Re: Beating the spam filter ...



Ok thanks guys, I'll have a look at that in the morning and try to fix
it up a bit.

Help appreciated.

To Bill Cole: caffine is not your friend dude...


Bill Cole wrote:
In article <psTAg.99309$R26.67351@xxxxxxxxxxxxxxxxxxxxxxxx>,
base60 <nobody@xxxxxxxxxxxxxx> wrote:

Bill Cole wrote:
[...]
It is perfectly reasonable and common to have multiple A records for one
name. It is dead wrong to have multiple CNAME records for one name. It
is perfectly reasonable to have multiple names with A records resolving
to the same address. Your scenario doesn't really make much sense.

I'm forced to disagree on this.

You can, if you wish, use almost exclusively A records... but I think
this is more of a personal preference thing, though.

It is not uncommon for webhosting companies etc., to have a single
host/A record with lots of domains cnamed to it.

I meant the other way. a name CANNOT functionally be the left hand side
of more than one CNAME record, or even of any record in addition to a
single CNAME.


CNAMEs, which "SHALL NOT" be used are an obvious solution for any thing
other than mail, and will work quite well for mail save for the "SHALL
NOT"
(for the questionable reason).

Not really a questionable reason at all. Complex mail systems always
need to beware of the risk of their MX responses breaking the size limit
on UDP DNS. Layering abstraction unnecessarily and adding in a need to
include the CNAME and A records in an MX response raises the risks of
hitting that wall.

Complex mail systems are frequently front-ended with a load balancer,
be it a DNS RR or a piece of hardware.

DNS load balancing for mail can lead to oversize responses if not done
with care.


The UDP packet size issue is unlikely to be seen here.

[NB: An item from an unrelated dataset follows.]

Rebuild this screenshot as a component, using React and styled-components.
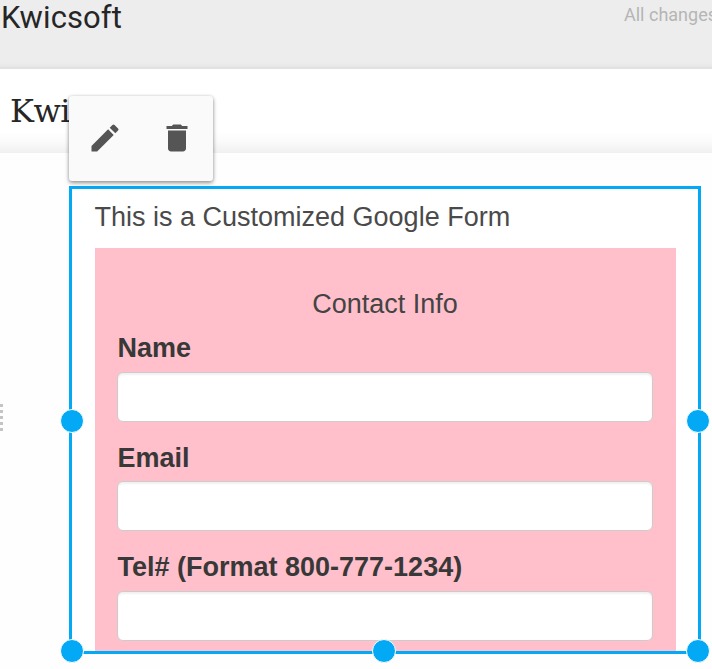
import React from 'react'
import styled, { createGlobalStyle } from 'styled-components'
import { MdEdit, MdDelete } from 'react-icons/md'


const GlobalStyle = createGlobalStyle`
  * {
    box-sizing: border-box;
  }

  body {
    margin: 0;
    overflow: hidden;
    background: #fff;
  }
`;

const Page = styled.div`
  position: relative;
  display: flex;
  flex-direction: column;
  width: 712px;
  height: 669px;
  overflow: hidden;
  background: #fefefe;
`;

const TopBar = styled.header`
  display: flex;
  justify-content: space-between;
  height: 69px;
  padding-left: 1px;
  background: linear-gradient(#ededed 62px, #e9e9e9 66px, #dfdfdf 68px, #e6e6e6 69px);
  font-family: Roboto, sans-serif;
  white-space: nowrap;
`;

const SiteName = styled.div`
  font-size: 31px;
  line-height: 36px;
  letter-spacing: 0.1px;
  color: #262626;
`;

const SaveStatus = styled.div`
  width: 88px;
  font-size: 18px;
  line-height: 29px;
  color: #b5b5b5;
`;

const TitleBar = styled.div`
  height: 84px;
  padding: 20px 0 0 10px;
  background: linear-gradient(#fff 62px, #fbfbfb 72px, #f0f0f0 84px);
  font-family: "DejaVu Serif", serif;
  font-size: 32px;
  line-height: 44px;
  letter-spacing: -0.5px;
  color: #262626;
`;

const Canvas = styled.main`
  display: flex;
  flex: 1;
  padding-top: 33px;
`;

const Gutter = styled.div`
  width: 69px;
  padding-top: 218px;
`;

const DragGrip = styled.div`
  width: 3px;
  height: 27px;
  background: repeating-linear-gradient(#c4c4c4 0 3px, transparent 3px 6px);
`;

const Selection = styled.section`
  position: relative;
  width: 632px;
  height: 468px;
  padding: 0 22.5px;
  border: 3px solid #03a9f4;
  background: #fff;
  font-family: "Liberation Sans", Arial, sans-serif;
`;

const Handle = styled.span`
  position: absolute;
  left: ${(props) => props.x}px;
  top: ${(props) => props.y}px;
  width: 24px;
  height: 24px;
  border: 1.5px solid #fff;
  border-radius: 50%;
  background: #03a9f4;
  transform: translate(-50%, -50%);
`;

const Intro = styled.p`
  height: 59px;
  margin: 0;
  padding-top: 12px;
  font-size: 27px;
  line-height: 32px;
  color: #4a4a4a;
  white-space: nowrap;
`;

const FormPanel = styled.form`
  width: 581px;
  height: 403px;
  padding: 40px 22.5px 0;
  background: #ffc0cb;
`;

const FormTitle = styled.div`
  height: 45px;
  font-size: 27px;
  line-height: 32px;
  text-align: center;
  color: #444;
`;

const Field = styled.label`
  display: block;
  height: 109.7px;
`;

const FieldLabel = styled.span`
  display: block;
  height: 38.6px;
  padding-left: 0.5px;
  font-size: 27px;
  font-weight: bold;
  line-height: 31px;
  color: #383838;
`;

const Input = styled.input`
  display: block;
  width: 100%;
  height: 50px;
  padding: 0 12px;
  border: 1px solid #ccc;
  border-radius: 6px;
  outline: none;
  background: #fff;
  box-shadow: inset 0 2px 2px rgba(0, 0, 0, 0.06);
  font-size: 24px;
`;

const Toolbox = styled.div`
  position: absolute;
  left: 69px;
  top: 96px;
  display: flex;
  width: 144px;
  height: 84.5px;
  padding: 24px 18px 0;
  justify-content: space-between;
  border-radius: 3px;
  background: #fafafa;
  box-shadow: 0 2px 4px rgba(0, 0, 0, 0.4), 0 0 3px rgba(0, 0, 0, 0.12);
`;

const ToolButton = styled.button`
  width: 36px;
  height: 36px;
  padding: 0;
  border: 0;
  background: none;
  color: #555;

  svg {
    display: block;
  }
`;

const fields = ['Name', 'Email', 'Tel# (Format 800-777-1234)'];

const handles = [
  [-0.2, 231.6],
  [626, 231.6],
  [-0.2, 461.6],
  [312.2, 461.6],
  [626, 461.6],
];

export default function App() {
  return (
    <React.Fragment>
      <GlobalStyle />
      <Page>
        <TopBar>
          <SiteName>Kwicsoft</SiteName>
          <SaveStatus>All changes</SaveStatus>
        </TopBar>
        <TitleBar>Kwi</TitleBar>

        <Canvas>
          <Gutter><DragGrip /></Gutter>
          <Selection>
            <Intro>This is a Customized Google Form</Intro>
            <FormPanel>
              <FormTitle>Contact Info</FormTitle>
              {fields.map((field) => (
                <Field key={field}>
                  <FieldLabel>{field}</FieldLabel>
                  <Input type="text" />
                </Field>
              ))}
            </FormPanel>
            {handles.map(([x, y]) => (
              <Handle key={`${x}-${y}`} x={x} y={y} />
            ))}
          </Selection>
        </Canvas>

        {/* Floating tools of the selected block */}
        <Toolbox>
          <ToolButton type="button" aria-label="Edit"><MdEdit size={36} /></ToolButton>
          <ToolButton type="button" aria-label="Delete"><MdDelete size={36} /></ToolButton>
        </Toolbox>
      </Page>
    </React.Fragment>
  );
}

I have seen hosting companies ignore that issue to their regret. In the
pure mail provider realm, take a look at Hotmail's MX responses for a
while in 5-minute windows and note that the answer is always over 500
bytes. If you look at the data they are putting into the responses you
can see that they might be tempted to bulk them up.




To accomplish such with out using CNAMEs, mx.hosting-company.tld would
have
to use A record(s) that resolve to the IP address(es) of the current mail
server. Thus it would be extremely easy to end up with a situation where
you have an A record that resolves to an IP that does not reverse resolve
to the original name.

Which is a far less problematic situation than the MX->alias one, which
actually will not be followed by some resolvers. Asymmetrical A/PTR
resolution is not a circumstance that causes anything to not work,
absent very unwise forms of paranoid configuration.

Actually, it does: tcp-wrappers comes first to mind.

Like I said.

--
Now where did I hide that website...

.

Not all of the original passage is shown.